Only a number is wanted here: the number of lines of the data that include "React".

--- Start DATA SHOWN ---

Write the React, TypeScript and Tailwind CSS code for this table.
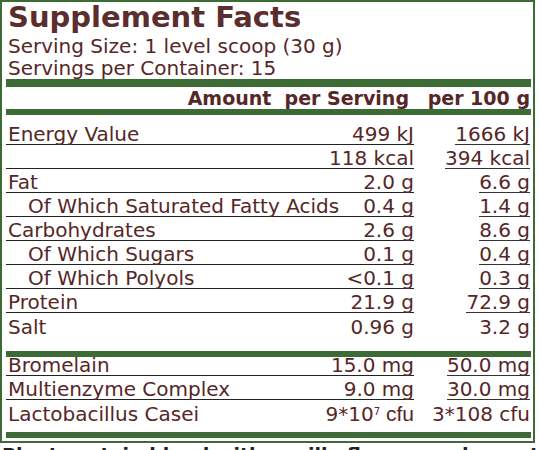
import React from "react";

type Row = {
  label: string;
  serving: React.ReactNode;
  per100: string;
  indent?: boolean;
  line?: boolean;
};

const nutrients: Row[] = [
  { label: "Energy Value", serving: "499 kJ", per100: "1666 kJ", line: true },
  { label: "", serving: "118 kcal", per100: "394 kcal", line: true },
  { label: "Fat", serving: "2.0 g", per100: "6.6 g", line: true },
  { label: "Of Which Saturated Fatty Acids", serving: "0.4 g", per100: "1.4 g", indent: true, line: true },
  { label: "Carbohydrates", serving: "2.6 g", per100: "8.6 g", line: true },
  { label: "Of Which Sugars", serving: "0.1 g", per100: "0.4 g", indent: true, line: true },
  { label: "Of Which Polyols", serving: "<0.1 g", per100: "0.3 g", indent: true, line: true },
  { label: "Protein", serving: "21.9 g", per100: "72.9 g", line: true },
  { label: "Salt", serving: "0.96 g", per100: "3.2 g" },
];

const extras: Row[] = [
  { label: "Bromelain", serving: "15.0 mg", per100: "50.0 mg", line: true },
  { label: "Multienzyme Complex", serving: "9.0 mg", per100: "30.0 mg", line: true },
  {
    label: "Lactobacillus Casei",
    serving: (
      <>
        9*10<sup className="text-[10px] -top-[6px]">7</sup>
        <span className="font-['Liberation_Sans',sans-serif] text-[21px]"> cfu</span>
      </>
    ),
    per100: "3*108 cfu",
  },
];

function FactRow({ row, h = "h-[24px]" }: { row: Row; h?: string }) {
  return (
    <div className={`flex ${h} items-end text-[20px] leading-[20px]`}>
      <div
        className={`flex flex-1 items-end justify-between self-stretch pl-[2px] ${
          row.line ? "border-b border-[#222]" : ""
        }`}
      >
        <span className={`whitespace-nowrap ${row.indent ? "pl-[20px]" : ""}`}>{row.label}</span>
        <span className="whitespace-nowrap">{row.serving}</span>
      </div>
      <div className="flex w-[117px] justify-end self-stretch items-end pr-[1px]">
        <span className={`whitespace-nowrap ${row.line ? "border-b border-[#333]" : ""}`}>{row.per100}</span>
      </div>
    </div>
  );
}

export default function App() {
  return (
    <div className="h-[450px] w-[540px] overflow-hidden bg-white font-['DejaVu_Sans',Verdana,sans-serif] text-[#552727]">
      <div className="w-[535px] border-2 border-[#3d6b35] pb-[3px] pl-[4px] pr-[2px]">
        <div className="h-[33px] pl-[2px] text-[29px] font-bold leading-[30px] text-[#5c2d2d]">
          Supplement Facts
        </div>
        <div className="pl-[2px] text-[20px] leading-[22px]">
          <div>Serving Size: 1 level scoop (30 g)</div>
          <div>Servings per Container: 15</div>
        </div>

        <div className="h-[8px] bg-[#3d6b35]" />
        <div className="flex h-[22px] text-[19px] font-bold leading-[22px]">
          <div className="flex-1 pr-[5px] text-right whitespace-nowrap">Amount&nbsp; per Serving</div>
          <div className="w-[117px] pr-[1px] text-right whitespace-nowrap">per 100 g</div>
        </div>
        <div className="h-[6px] bg-[#3d6b35]" />

        <div className="mt-[6px]">
          {nutrients.map((r, i) => (
            <FactRow key={i} row={r} />
          ))}
        </div>

        <div className="mt-[14px] h-[6px] bg-[#3d6b35]" />
        <FactRow row={extras[0]} h="h-[19px]" />
        <FactRow row={extras[1]} />
        <FactRow row={extras[2]} />
        <div className="mt-[8px] h-[6px] bg-[#3d6b35]" />
      </div>
      <div className="mt-[1px] whitespace-nowrap pl-[2px] text-[19px] font-bold leading-[22px] text-[#222]">
        Plant protein blend with vanilla flavour and sweeteners
      </div>
    </div>
  );
}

--- End DATA SHOWN ---

## RESPONSE
3